Quote the whole listing word for word. Do not include the pictures.

◆ **GIVEN MATERIAL**
>>>>>

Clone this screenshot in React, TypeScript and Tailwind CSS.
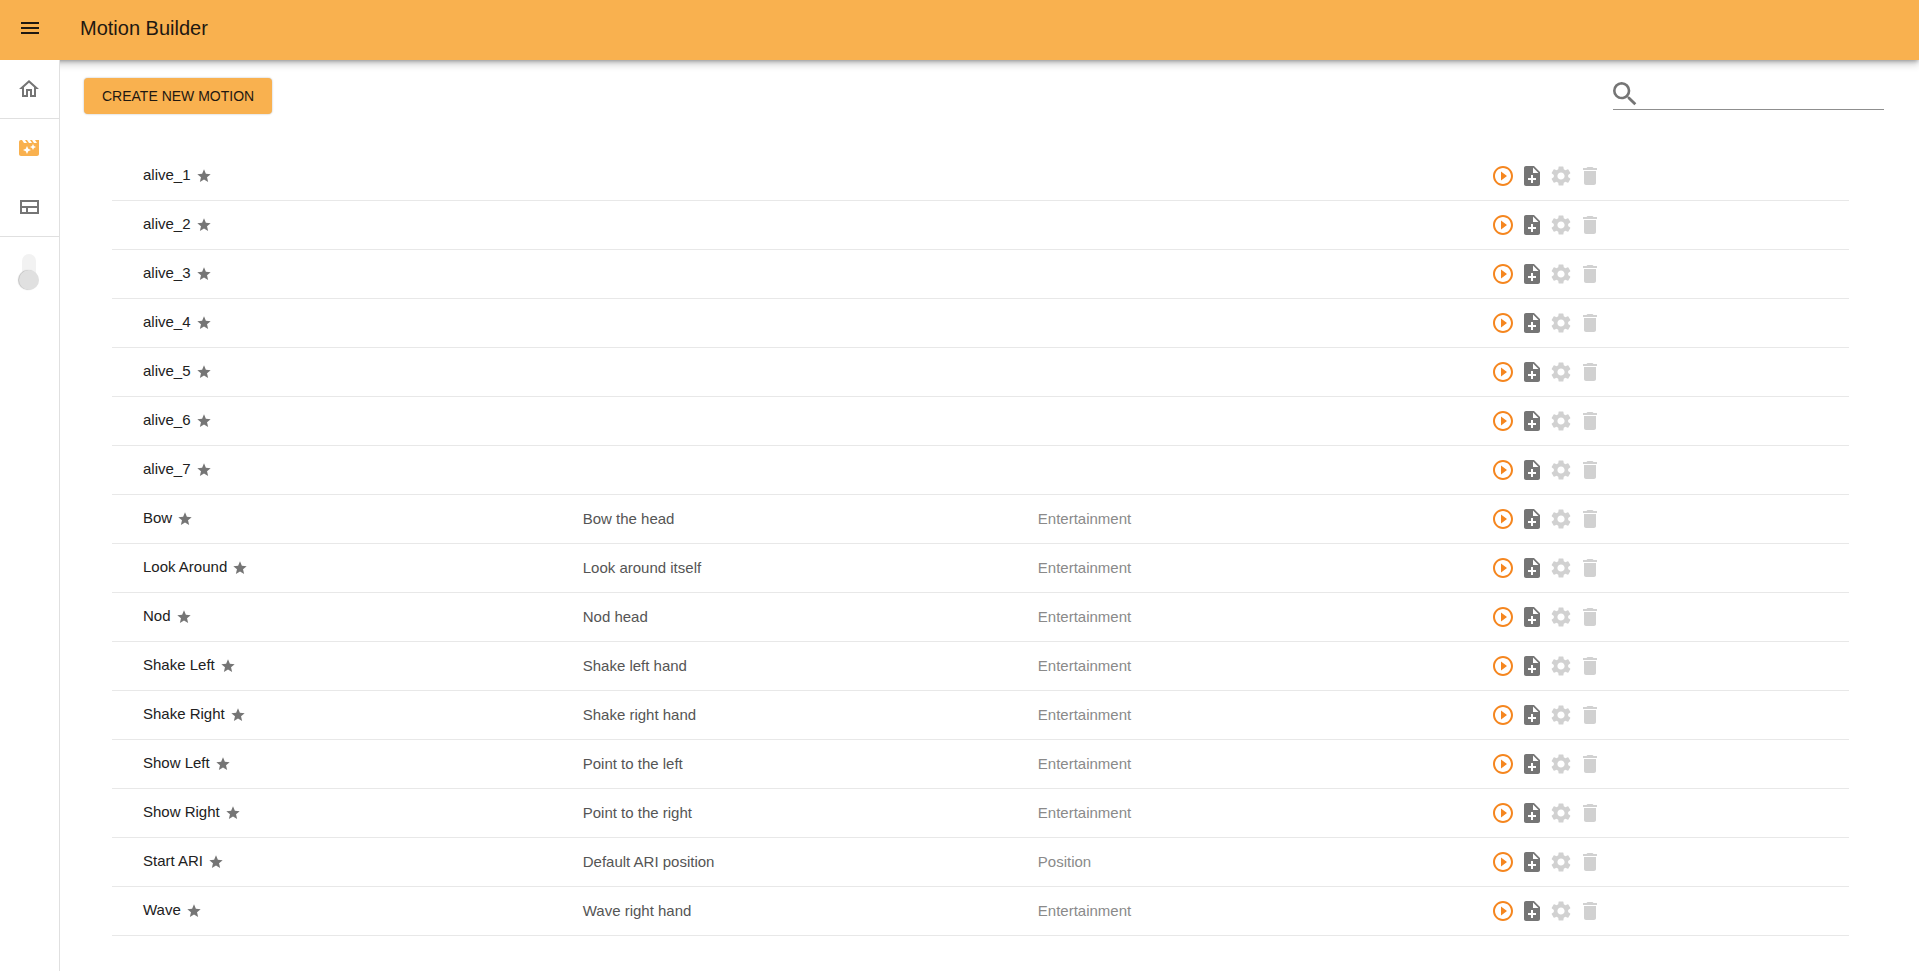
import React, { useState } from 'react';
import {
    MdDelete,
    MdMenu,
    MdMovieFilter,
    MdNoteAdd,
    MdOutlineHome,
    MdPlayCircleOutline,
    MdSearch,
    MdSettings,
    MdStar,
} from 'react-icons/md';

interface Motion {
    name: string;
    description?: string;
    category?: string;
}

const MOTIONS: Motion[] = [
    { name: 'alive_1' },
    { name: 'alive_2' },
    { name: 'alive_3' },
    { name: 'alive_4' },
    { name: 'alive_5' },
    { name: 'alive_6' },
    { name: 'alive_7' },
    { name: 'Bow', description: 'Bow the head', category: 'Entertainment' },
    { name: 'Look Around', description: 'Look around itself', category: 'Entertainment' },
    { name: 'Nod', description: 'Nod head', category: 'Entertainment' },
    { name: 'Shake Left', description: 'Shake left hand', category: 'Entertainment' },
    { name: 'Shake Right', description: 'Shake right hand', category: 'Entertainment' },
    { name: 'Show Left', description: 'Point to the left', category: 'Entertainment' },
    { name: 'Show Right', description: 'Point to the right', category: 'Entertainment' },
    { name: 'Start ARI', description: 'Default ARI position', category: 'Position' },
    { name: 'Wave', description: 'Wave right hand', category: 'Entertainment' },
];

const LayoutIcon = () => (
    <svg viewBox="0 0 24 24" className="w-6 h-6" fill="none" stroke="currentColor" strokeWidth="2">
        <path d="M4 6h17v12H4zM4 12h17M10 12v6" />
    </svg>
);

const Sidebar: React.FC = () => {
    const [enabled, setEnabled] = useState(false);

    return (
        <nav className="relative z-20 w-[60px] shrink-0 bg-white border-r border-[#e0e0e0] text-[#757575]">
            <div className="h-[59px] pl-[17px] border-b border-[#e0e0e0] flex items-center">
                <a href="#home" aria-label="Home"><MdOutlineHome className="w-6 h-6" /></a>
            </div>
            <div className="h-[118px] py-[17px] pl-[17px] border-b border-[#e0e0e0] flex flex-col justify-between">
                <a href="#motions" aria-label="Motions" className="text-[#f9b14f]">
                    <MdMovieFilter className="w-6 h-6" />
                </a>
                <a href="#layouts" aria-label="Layouts">
                    <LayoutIcon />
                </a>
            </div>
            <label className="mt-[17px] ml-[19px] block w-5 h-9 relative cursor-pointer">
                <input
                    type="checkbox"
                    role="switch"
                    aria-label="Enable robot"
                    checked={enabled}
                    onChange={() => setEnabled(!enabled)}
                    className="sr-only peer"
                />
                <span className="block mx-auto w-[14px] h-[34px] rounded-full bg-[#f2f2f2]" />
                <span className="absolute left-0 bottom-0 w-5 h-5 rounded-full bg-[#e0e0e0] shadow-[-1px_0_1px_rgba(0,0,0,0.25)] peer-checked:bottom-4" />
            </label>
        </nav>
    );
};

const MotionRow: React.FC<{ motion: Motion }> = ({ motion }) => (
    <tr className="h-[49px] *:border-b *:border-[#e8e8e8]">
        <td className="pl-[31px]">
            <div className="flex items-center gap-[5px] text-[#212121]">
                <span className="pb-0.5">{motion.name}</span>
                <MdStar className="w-4 h-4 text-[#757575]" />
            </div>
        </td>
        <td className="text-[#555555]">{motion.description}</td>
        <td className="text-[#8a8a8a]">{motion.category}</td>
        <td>
            <div className="flex items-center gap-[5px]">
                <button type="button" aria-label={`Play ${motion.name}`} className="text-[#f5861f]">
                    <MdPlayCircleOutline className="w-6 h-6" />
                </button>
                <button type="button" aria-label={`Duplicate ${motion.name}`} className="text-[#757575]">
                    <MdNoteAdd className="w-6 h-6" />
                </button>
                <button type="button" disabled aria-label={`Edit ${motion.name}`} className="text-[#d1d1d1]">
                    <MdSettings className="w-6 h-6" />
                </button>
                <button type="button" disabled aria-label={`Delete ${motion.name}`} className="text-[#d1d1d1]">
                    <MdDelete className="w-6 h-6" />
                </button>
            </div>
        </td>
    </tr>
);

const App: React.FC = () => {
    const [query, setQuery] = useState('');
    const motions = MOTIONS.filter(m => m.name.toLowerCase().includes(query.toLowerCase()));

    return (
        <div className="min-h-screen flex flex-col bg-white font-['Liberation_Sans',Arial,sans-serif] text-[15px] leading-6">
            <header className="relative z-10 h-[60px] pb-1 flex items-center bg-[#f9b14f] text-[#1f1811] shadow-[0_2px_4px_-1px_rgba(0,0,0,0.3),0_4px_8px_rgba(0,0,0,0.2)]">
                <button type="button" aria-label="Open menu" className="ml-[18px]">
                    <MdMenu className="w-6 h-6" />
                </button>
                <h1 className="ml-[38px] text-xl">Motion Builder</h1>
            </header>

            <div className="flex flex-1">
                <Sidebar />
                <main className="flex-1 min-w-0">
                    <div className="flex items-start justify-between pt-[18px] pl-6 pr-[35px]">
                        <button
                            type="button"
                            className="h-9 px-[18px] rounded bg-[#f9b14f] text-[#1f1811] text-sm uppercase shadow-[0_0_2px_rgba(0,0,0,0.3)]"
                        >
                            Create new motion
                        </button>
                        <label className="flex items-center w-[271px] h-8 border-b border-[#8f8f8f]">
                            <MdSearch className="w-8 h-8 -ml-1 text-[#757575]" />
                            <input
                                type="text"
                                aria-label="Search motions"
                                value={query}
                                onChange={e => setQuery(e.target.value)}
                                className="flex-1 min-w-0 bg-transparent outline-none"
                            />
                        </label>
                    </div>

                    <div className="pt-[38px] pb-8 pl-[52px] pr-[70px]">
                        <table className="w-full table-fixed border-separate border-spacing-0 text-left">
                            <colgroup>
                                <col className="w-[27.1%]" />
                                <col className="w-[26.2%]" />
                                <col className="w-[26.1%]" />
                                <col />
                            </colgroup>
                            <tbody>
                                {motions.map(motion => (
                                    <MotionRow key={motion.name} motion={motion} />
                                ))}
                            </tbody>
                        </table>
                    </div>
                </main>
            </div>
        </div>
    );
};

export default App;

<<<<<

◆ **ANSWER FOR THE TASK**
Clone this screenshot in React, TypeScript and Tailwind CSS.
import React, { useState } from 'react';
import {
    MdDelete,
    MdMenu,
    MdMovieFilter,
    MdNoteAdd,
    MdOutlineHome,
    MdPlayCircleOutline,
    MdSearch,
    MdSettings,
    MdStar,
} from 'react-icons/md';

interface Motion {
    name: string;
    description?: string;
    category?: string;
}

const MOTIONS: Motion[] = [
    { name: 'alive_1' },
    { name: 'alive_2' },
    { name: 'alive_3' },
    { name: 'alive_4' },
    { name: 'alive_5' },
    { name: 'alive_6' },
    { name: 'alive_7' },
    { name: 'Bow', description: 'Bow the head', category: 'Entertainment' },
    { name: 'Look Around', description: 'Look around itself', category: 'Entertainment' },
    { name: 'Nod', description: 'Nod head', category: 'Entertainment' },
    { name: 'Shake Left', description: 'Shake left hand', category: 'Entertainment' },
    { name: 'Shake Right', description: 'Shake right hand', category: 'Entertainment' },
    { name: 'Show Left', description: 'Point to the left', category: 'Entertainment' },
    { name: 'Show Right', description: 'Point to the right', category: 'Entertainment' },
    { name: 'Start ARI', description: 'Default ARI position', category: 'Position' },
    { name: 'Wave', description: 'Wave right hand', category: 'Entertainment' },
];

const LayoutIcon = () => (
    <svg viewBox="0 0 24 24" className="w-6 h-6" fill="none" stroke="currentColor" strokeWidth="2">
        <path d="M4 6h17v12H4zM4 12h17M10 12v6" />
    </svg>
);

const Sidebar: React.FC = () => {
    const [enabled, setEnabled] = useState(false);

    return (
        <nav className="relative z-20 w-[60px] shrink-0 bg-white border-r border-[#e0e0e0] text-[#757575]">
            <div className="h-[59px] pl-[17px] border-b border-[#e0e0e0] flex items-center">
                <a href="#home" aria-label="Home"><MdOutlineHome className="w-6 h-6" /></a>
            </div>
            <div className="h-[118px] py-[17px] pl-[17px] border-b border-[#e0e0e0] flex flex-col justify-between">
                <a href="#motions" aria-label="Motions" className="text-[#f9b14f]">
                    <MdMovieFilter className="w-6 h-6" />
                </a>
                <a href="#layouts" aria-label="Layouts">
                    <LayoutIcon />
                </a>
            </div>
            <label className="mt-[17px] ml-[19px] block w-5 h-9 relative cursor-pointer">
                <input
                    type="checkbox"
                    role="switch"
                    aria-label="Enable robot"
                    checked={enabled}
                    onChange={() => setEnabled(!enabled)}
                    className="sr-only peer"
                />
                <span className="block mx-auto w-[14px] h-[34px] rounded-full bg-[#f2f2f2]" />
                <span className="absolute left-0 bottom-0 w-5 h-5 rounded-full bg-[#e0e0e0] shadow-[-1px_0_1px_rgba(0,0,0,0.25)] peer-checked:bottom-4" />
            </label>
        </nav>
    );
};

const MotionRow: React.FC<{ motion: Motion }> = ({ motion }) => (
    <tr className="h-[49px] *:border-b *:border-[#e8e8e8]">
        <td className="pl-[31px]">
            <div className="flex items-center gap-[5px] text-[#212121]">
                <span className="pb-0.5">{motion.name}</span>
                <MdStar className="w-4 h-4 text-[#757575]" />
            </div>
        </td>
        <td className="text-[#555555]">{motion.description}</td>
        <td className="text-[#8a8a8a]">{motion.category}</td>
        <td>
            <div className="flex items-center gap-[5px]">
                <button type="button" aria-label={`Play ${motion.name}`} className="text-[#f5861f]">
                    <MdPlayCircleOutline className="w-6 h-6" />
                </button>
                <button type="button" aria-label={`Duplicate ${motion.name}`} className="text-[#757575]">
                    <MdNoteAdd className="w-6 h-6" />
                </button>
                <button type="button" disabled aria-label={`Edit ${motion.name}`} className="text-[#d1d1d1]">
                    <MdSettings className="w-6 h-6" />
                </button>
                <button type="button" disabled aria-label={`Delete ${motion.name}`} className="text-[#d1d1d1]">
                    <MdDelete className="w-6 h-6" />
                </button>
            </div>
        </td>
    </tr>
);

const App: React.FC = () => {
    const [query, setQuery] = useState('');
    const motions = MOTIONS.filter(m => m.name.toLowerCase().includes(query.toLowerCase()));

    return (
        <div className="min-h-screen flex flex-col bg-white font-['Liberation_Sans',Arial,sans-serif] text-[15px] leading-6">
            <header className="relative z-10 h-[60px] pb-1 flex items-center bg-[#f9b14f] text-[#1f1811] shadow-[0_2px_4px_-1px_rgba(0,0,0,0.3),0_4px_8px_rgba(0,0,0,0.2)]">
                <button type="button" aria-label="Open menu" className="ml-[18px]">
                    <MdMenu className="w-6 h-6" />
                </button>
                <h1 className="ml-[38px] text-xl">Motion Builder</h1>
            </header>

            <div className="flex flex-1">
                <Sidebar />
                <main className="flex-1 min-w-0">
                    <div className="flex items-start justify-between pt-[18px] pl-6 pr-[35px]">
                        <button
                            type="button"
                            className="h-9 px-[18px] rounded bg-[#f9b14f] text-[#1f1811] text-sm uppercase shadow-[0_0_2px_rgba(0,0,0,0.3)]"
                        >
                            Create new motion
                        </button>
                        <label className="flex items-center w-[271px] h-8 border-b border-[#8f8f8f]">
                            <MdSearch className="w-8 h-8 -ml-1 text-[#757575]" />
                            <input
                                type="text"
                                aria-label="Search motions"
                                value={query}
                                onChange={e => setQuery(e.target.value)}
                                className="flex-1 min-w-0 bg-transparent outline-none"
                            />
                        </label>
                    </div>

                    <div className="pt-[38px] pb-8 pl-[52px] pr-[70px]">
                        <table className="w-full table-fixed border-separate border-spacing-0 text-left">
                            <colgroup>
                                <col className="w-[27.1%]" />
                                <col className="w-[26.2%]" />
                                <col className="w-[26.1%]" />
                                <col />
                            </colgroup>
                            <tbody>
                                {motions.map(motion => (
                                    <MotionRow key={motion.name} motion={motion} />
                                ))}
                            </tbody>
                        </table>
                    </div>
                </main>
            </div>
        </div>
    );
};

export default App;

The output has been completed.